** Description of the task **
Extract, from the listing that follows, each line containing the word "uses".

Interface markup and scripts
— start —

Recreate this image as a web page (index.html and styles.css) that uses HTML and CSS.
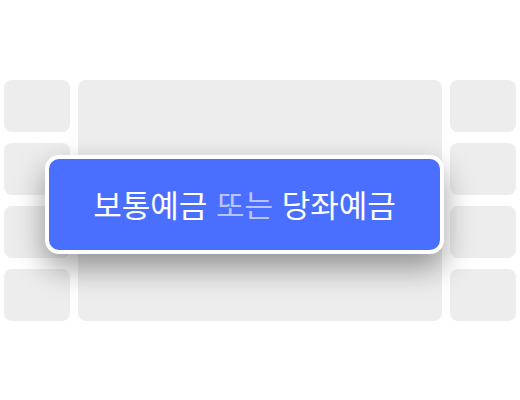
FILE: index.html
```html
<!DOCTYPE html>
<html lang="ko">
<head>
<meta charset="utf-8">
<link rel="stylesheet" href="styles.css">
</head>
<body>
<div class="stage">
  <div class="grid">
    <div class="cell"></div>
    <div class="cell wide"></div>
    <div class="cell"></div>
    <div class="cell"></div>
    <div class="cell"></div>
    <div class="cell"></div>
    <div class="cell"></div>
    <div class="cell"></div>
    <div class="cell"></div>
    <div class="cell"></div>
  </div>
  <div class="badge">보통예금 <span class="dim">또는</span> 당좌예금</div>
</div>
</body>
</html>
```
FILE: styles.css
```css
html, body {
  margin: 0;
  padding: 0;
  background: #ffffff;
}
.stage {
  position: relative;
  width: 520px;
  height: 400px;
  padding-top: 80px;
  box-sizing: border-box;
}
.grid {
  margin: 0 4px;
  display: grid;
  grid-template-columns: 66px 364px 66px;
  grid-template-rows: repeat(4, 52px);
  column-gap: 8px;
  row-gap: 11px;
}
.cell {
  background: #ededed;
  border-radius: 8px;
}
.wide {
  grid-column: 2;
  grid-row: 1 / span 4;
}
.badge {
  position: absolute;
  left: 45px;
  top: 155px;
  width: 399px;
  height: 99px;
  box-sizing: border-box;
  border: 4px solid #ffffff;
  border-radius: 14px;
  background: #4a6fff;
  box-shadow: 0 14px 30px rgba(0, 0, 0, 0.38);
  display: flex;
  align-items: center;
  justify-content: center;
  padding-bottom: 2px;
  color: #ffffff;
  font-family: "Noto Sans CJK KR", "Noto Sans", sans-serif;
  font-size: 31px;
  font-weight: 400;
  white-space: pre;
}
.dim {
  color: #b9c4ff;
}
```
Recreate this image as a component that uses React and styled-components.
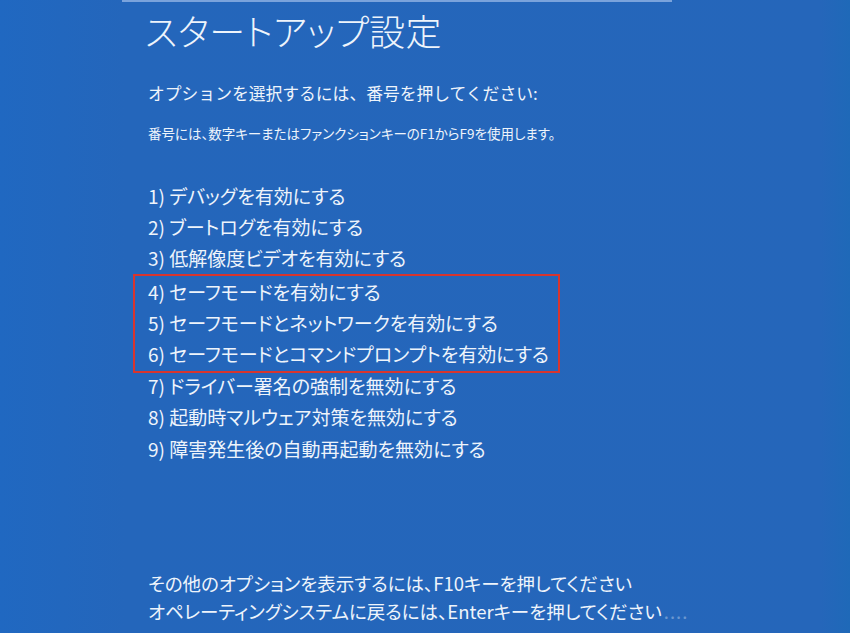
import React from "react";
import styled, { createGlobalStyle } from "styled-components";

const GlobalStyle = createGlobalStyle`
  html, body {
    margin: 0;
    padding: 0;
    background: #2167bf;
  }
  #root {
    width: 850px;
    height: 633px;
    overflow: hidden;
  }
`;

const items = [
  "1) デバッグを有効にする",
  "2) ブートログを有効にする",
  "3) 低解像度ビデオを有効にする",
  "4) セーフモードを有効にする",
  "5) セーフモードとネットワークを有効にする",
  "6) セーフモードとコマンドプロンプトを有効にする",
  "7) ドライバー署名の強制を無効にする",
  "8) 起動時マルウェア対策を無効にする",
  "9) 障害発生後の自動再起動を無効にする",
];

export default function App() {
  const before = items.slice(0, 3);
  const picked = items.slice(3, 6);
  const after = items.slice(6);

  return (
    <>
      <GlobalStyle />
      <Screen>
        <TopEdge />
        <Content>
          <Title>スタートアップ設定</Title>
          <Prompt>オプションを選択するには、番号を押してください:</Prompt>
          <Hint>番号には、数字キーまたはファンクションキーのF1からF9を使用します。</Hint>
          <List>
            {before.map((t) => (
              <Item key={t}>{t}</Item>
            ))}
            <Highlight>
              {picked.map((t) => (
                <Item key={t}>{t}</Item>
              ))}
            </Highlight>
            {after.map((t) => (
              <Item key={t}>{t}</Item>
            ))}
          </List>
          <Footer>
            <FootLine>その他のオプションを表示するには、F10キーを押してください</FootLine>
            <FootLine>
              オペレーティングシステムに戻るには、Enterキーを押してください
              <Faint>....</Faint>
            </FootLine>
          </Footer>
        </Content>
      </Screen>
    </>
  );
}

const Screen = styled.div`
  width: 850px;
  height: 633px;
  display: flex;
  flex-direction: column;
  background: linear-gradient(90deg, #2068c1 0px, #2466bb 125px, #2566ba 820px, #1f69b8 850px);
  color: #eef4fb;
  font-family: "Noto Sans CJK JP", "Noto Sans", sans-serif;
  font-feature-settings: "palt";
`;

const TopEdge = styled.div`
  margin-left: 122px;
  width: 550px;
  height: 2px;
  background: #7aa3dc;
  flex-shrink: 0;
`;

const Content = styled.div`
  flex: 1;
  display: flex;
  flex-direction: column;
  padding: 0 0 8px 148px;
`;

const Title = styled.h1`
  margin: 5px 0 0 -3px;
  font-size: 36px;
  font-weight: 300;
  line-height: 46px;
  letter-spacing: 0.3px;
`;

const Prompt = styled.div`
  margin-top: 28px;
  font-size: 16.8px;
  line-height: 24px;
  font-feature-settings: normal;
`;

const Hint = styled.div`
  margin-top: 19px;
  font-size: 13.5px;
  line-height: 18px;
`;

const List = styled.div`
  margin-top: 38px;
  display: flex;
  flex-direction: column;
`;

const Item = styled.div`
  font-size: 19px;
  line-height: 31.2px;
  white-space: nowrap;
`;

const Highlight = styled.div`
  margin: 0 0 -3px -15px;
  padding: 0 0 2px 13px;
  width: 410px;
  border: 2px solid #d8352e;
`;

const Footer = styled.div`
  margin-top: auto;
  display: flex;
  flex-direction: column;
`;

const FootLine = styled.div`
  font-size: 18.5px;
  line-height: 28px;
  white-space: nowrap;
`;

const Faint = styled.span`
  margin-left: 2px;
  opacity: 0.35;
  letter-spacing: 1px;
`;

— end —

** Reply **
Recreate this image as a web page (index.html and styles.css) that uses HTML and CSS.
Recreate this image as a component that uses React and styled-components.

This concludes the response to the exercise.